Alright, so I felt inspired to try a recipe I saw on the Amazing Ribs website. I pulled the first of three brisket cuts out of the brine marinade two days ago and chopped it into smaller pieces that I could then feed into my meat grinder to make burgers out of. I then grilled them and made corned beef burgers out of them.
So, after 9 days in the brine, I pulled out a brisket that weighed 4.7 lbs and cut it into about 2 inch cubes and froze it for about 20 minutes. Then I got it out of the freezer and it was just a bit too big and not quite frozen enough so I cut it into about 1 inch cubes and froze it for another 20 minutes.
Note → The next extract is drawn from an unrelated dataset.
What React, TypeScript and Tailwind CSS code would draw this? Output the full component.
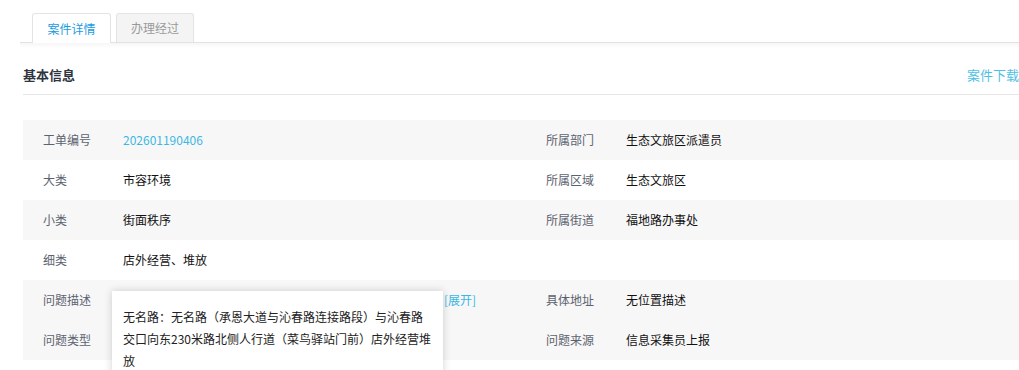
import React from 'react';

const ROWS = [
  { l: '工单编号', v: '202601190406', link: true, rl: '所属部门', rv: '生态文旅区派遣员', grey: true },
  { l: '大类', v: '市容环境', rl: '所属区域', rv: '生态文旅区', grey: false },
  { l: '小类', v: '街面秩序', rl: '所属街道', rv: '福地路办事处', grey: true },
  { l: '细类', v: '店外经营、堆放', rl: '', rv: '', grey: false },
];

const DESC = '无名路：无名路（承恩大道与沁春路连接路段）与沁春路交口向东230米路北侧人行道（菜鸟驿站门前）店外经营堆放';

const Cell = ({ label, value, link }: { label: string; value: React.ReactNode; link?: boolean }) => (
  <div className="flex w-[503px] items-center pl-[20px]">
    <span className="w-[80px] shrink-0 text-[#5c6370]">{label}</span>
    <span className={link ? 'text-[#3cb7e4]' : 'text-[#111]'}>{value}</span>
  </div>
);

export default function App() {
  return (
    <div
      className="relative h-[370px] w-[1019px] overflow-hidden bg-white text-[12px]"
      style={{ fontFamily: '"Noto Sans CJK SC", "Noto Sans", sans-serif' }}
    >
      {/* tabs */}
      <div className="ml-[20px] mt-[13px] flex w-[1040px] border-b border-[#e2e2e2] pl-[12px]">
        <div className="-mb-px flex h-[30px] w-[79px] items-center justify-center rounded-t-[3px] border border-b-0 border-[#e4e4e4] bg-white text-[#1a9be2]">
          案件详情
        </div>
        <div className="ml-[5px] flex h-[29px] w-[78px] items-center justify-center rounded-t-[3px] border border-b-0 border-[#e4e4e4] bg-[#f4f4f4] text-[#9a9a9a]">
          办理经过
        </div>
      </div>
      <div className="ml-[20px] h-[5px] w-[1040px] bg-gradient-to-b from-[#f6f6f6] to-white" />

      {/* header */}
      <div className="ml-[23px] mt-[17px] flex w-[996px] items-center justify-between pb-[9px]">
        <span className="text-[13px] font-bold text-[#2e3440]">基本信息</span>
        <span className="text-[13px] text-[#4fbfe6]">案件下载</span>
      </div>
      <div className="ml-[23px] h-px w-[1040px] bg-[#e6e6e6]" />

      {/* table */}
      <div className="ml-[23px] mt-[25px] w-[1006px]">
        {ROWS.map((r) => (
          <div key={r.l} className={`flex h-[40px] ${r.grey ? 'bg-[#f7f7f7]' : 'bg-white'}`}>
            <Cell label={r.l} value={r.v} link={r.link} />
            {r.rl && <Cell label={r.rl} value={r.rv} />}
          </div>
        ))}
        <div className="flex h-[40px] bg-[#f7f7f7]">
          <div className="flex w-[503px] items-center pl-[20px]">
            <span className="w-[80px] shrink-0 text-[#5c6370]">问题描述</span>
            <span className="w-[321px] text-[#111]">无名路：无名路（承恩大道与沁春路连接...</span>
            <span className="text-[#3cb7e4]">[展开]</span>
          </div>
          <Cell label="具体地址" value="无位置描述" />
        </div>
        <div className="flex h-[40px] bg-[#f7f7f7]">
          <Cell label="问题类型" value="" />
          <Cell label="问题来源" value="信息采集员上报" />
        </div>
      </div>

      {/* tooltip */}
      <div className="absolute left-[112px] top-[291px] w-[331px] bg-white pb-[10px] pl-[11px] pr-[10px] pt-[15px] leading-[22px] text-[#222] shadow-[0_0_8px_rgba(0,0,0,0.18)]">
        {DESC}
      </div>
    </div>
  );
}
Then I got it out - again - and ran it through my Kitchenaid meat grinder. I then made patties out of the meat and froze 2/3 of it and the rest I put in the refrigerator. The next night, I got a fire going hot with B&B charcoal in my
weber kettle and dumped the coals on one side of the grill and put a chunk of hickory wood on top and let it get going a bit. After about 15 minutes, I put two of the patties on the grill over indirect heat, being sure that the smoke vent was over my food and would flow that way. I grilled them about 12 minutes, flipping them twice and I then checked the temp (it was about 125 I think), I then moved them over direct heat for two minutes per side (4 minutes total). Then I took them off the grill and checked the temp. It 140 - 14.
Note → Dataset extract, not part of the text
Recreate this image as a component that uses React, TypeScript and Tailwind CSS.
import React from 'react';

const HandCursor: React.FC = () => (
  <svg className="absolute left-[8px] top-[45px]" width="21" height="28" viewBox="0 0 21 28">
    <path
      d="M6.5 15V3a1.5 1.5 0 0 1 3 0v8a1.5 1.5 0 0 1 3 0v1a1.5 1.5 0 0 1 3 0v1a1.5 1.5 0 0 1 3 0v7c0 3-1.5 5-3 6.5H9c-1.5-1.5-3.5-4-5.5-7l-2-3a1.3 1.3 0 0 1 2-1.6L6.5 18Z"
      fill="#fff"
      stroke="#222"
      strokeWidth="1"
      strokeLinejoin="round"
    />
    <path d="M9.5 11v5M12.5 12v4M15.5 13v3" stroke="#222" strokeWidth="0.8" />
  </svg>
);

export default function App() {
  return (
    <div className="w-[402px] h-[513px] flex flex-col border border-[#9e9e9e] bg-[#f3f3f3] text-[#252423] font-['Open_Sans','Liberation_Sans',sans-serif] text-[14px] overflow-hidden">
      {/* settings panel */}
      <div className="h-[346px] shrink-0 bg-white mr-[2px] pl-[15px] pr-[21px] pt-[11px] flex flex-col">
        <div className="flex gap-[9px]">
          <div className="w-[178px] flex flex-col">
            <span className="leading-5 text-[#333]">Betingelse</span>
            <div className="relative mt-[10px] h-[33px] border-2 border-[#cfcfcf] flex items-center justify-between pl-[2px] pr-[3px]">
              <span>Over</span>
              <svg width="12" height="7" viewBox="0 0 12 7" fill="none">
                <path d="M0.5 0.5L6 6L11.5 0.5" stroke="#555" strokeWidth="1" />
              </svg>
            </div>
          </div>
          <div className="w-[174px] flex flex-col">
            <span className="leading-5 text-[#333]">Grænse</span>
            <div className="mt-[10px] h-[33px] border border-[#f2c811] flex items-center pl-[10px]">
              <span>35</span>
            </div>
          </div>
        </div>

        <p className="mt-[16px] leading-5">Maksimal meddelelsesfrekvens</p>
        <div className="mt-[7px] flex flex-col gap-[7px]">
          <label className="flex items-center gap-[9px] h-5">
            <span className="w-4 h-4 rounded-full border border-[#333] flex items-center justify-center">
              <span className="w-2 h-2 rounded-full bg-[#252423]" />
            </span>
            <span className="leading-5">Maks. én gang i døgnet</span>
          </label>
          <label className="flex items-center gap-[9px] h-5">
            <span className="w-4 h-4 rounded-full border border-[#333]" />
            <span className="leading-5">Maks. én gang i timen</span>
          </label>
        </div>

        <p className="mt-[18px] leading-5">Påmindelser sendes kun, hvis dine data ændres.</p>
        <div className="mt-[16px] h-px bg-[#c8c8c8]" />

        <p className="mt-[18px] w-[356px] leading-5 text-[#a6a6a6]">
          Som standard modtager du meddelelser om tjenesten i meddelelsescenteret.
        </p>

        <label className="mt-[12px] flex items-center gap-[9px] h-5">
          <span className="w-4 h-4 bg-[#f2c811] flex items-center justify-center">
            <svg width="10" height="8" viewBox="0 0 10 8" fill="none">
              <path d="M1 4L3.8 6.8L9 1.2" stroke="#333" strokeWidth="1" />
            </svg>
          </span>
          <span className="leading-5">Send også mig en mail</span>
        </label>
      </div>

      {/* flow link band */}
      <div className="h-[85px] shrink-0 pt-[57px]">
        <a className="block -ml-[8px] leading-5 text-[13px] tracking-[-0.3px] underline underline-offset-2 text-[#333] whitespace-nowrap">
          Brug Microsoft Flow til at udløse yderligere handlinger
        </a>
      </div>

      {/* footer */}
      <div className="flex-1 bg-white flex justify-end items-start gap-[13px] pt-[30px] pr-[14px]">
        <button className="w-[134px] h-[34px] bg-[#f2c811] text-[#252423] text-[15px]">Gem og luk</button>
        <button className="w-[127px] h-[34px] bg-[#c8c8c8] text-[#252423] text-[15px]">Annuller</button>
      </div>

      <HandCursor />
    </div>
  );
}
Then I assembled the sandwiches / burgers like Reubens...with swiss cheese, sauerkraut, thousand island dressing, and corned beef burgers on pumpernickel. I plated them with homemade potato latkes and a pickle. I'd give the finished product a rating of about 4.5 stars out of 5. My wife thought they were awesome...I'd have to admit though, I got Covid about 3 months ago and my taste has been off a bit since then, so maybe that's why I gave them 4.5 stars.
The Corned Beef flavor was mild, I thought. I still have two briskets, one point and one flat section in the brine. I plan to get them out tomorrow and I plan to smoke the point for pastrami and to freeze the other brisket for a traditional corned beef brisket with cabbage...any thoughts or experience with freezing a corned beef brisket would be appreciated. Oh, and I would say that Steve H's comment above made me think about brining them longer than I originally planned. I'm glad I did. I will post more results after I cook the rest.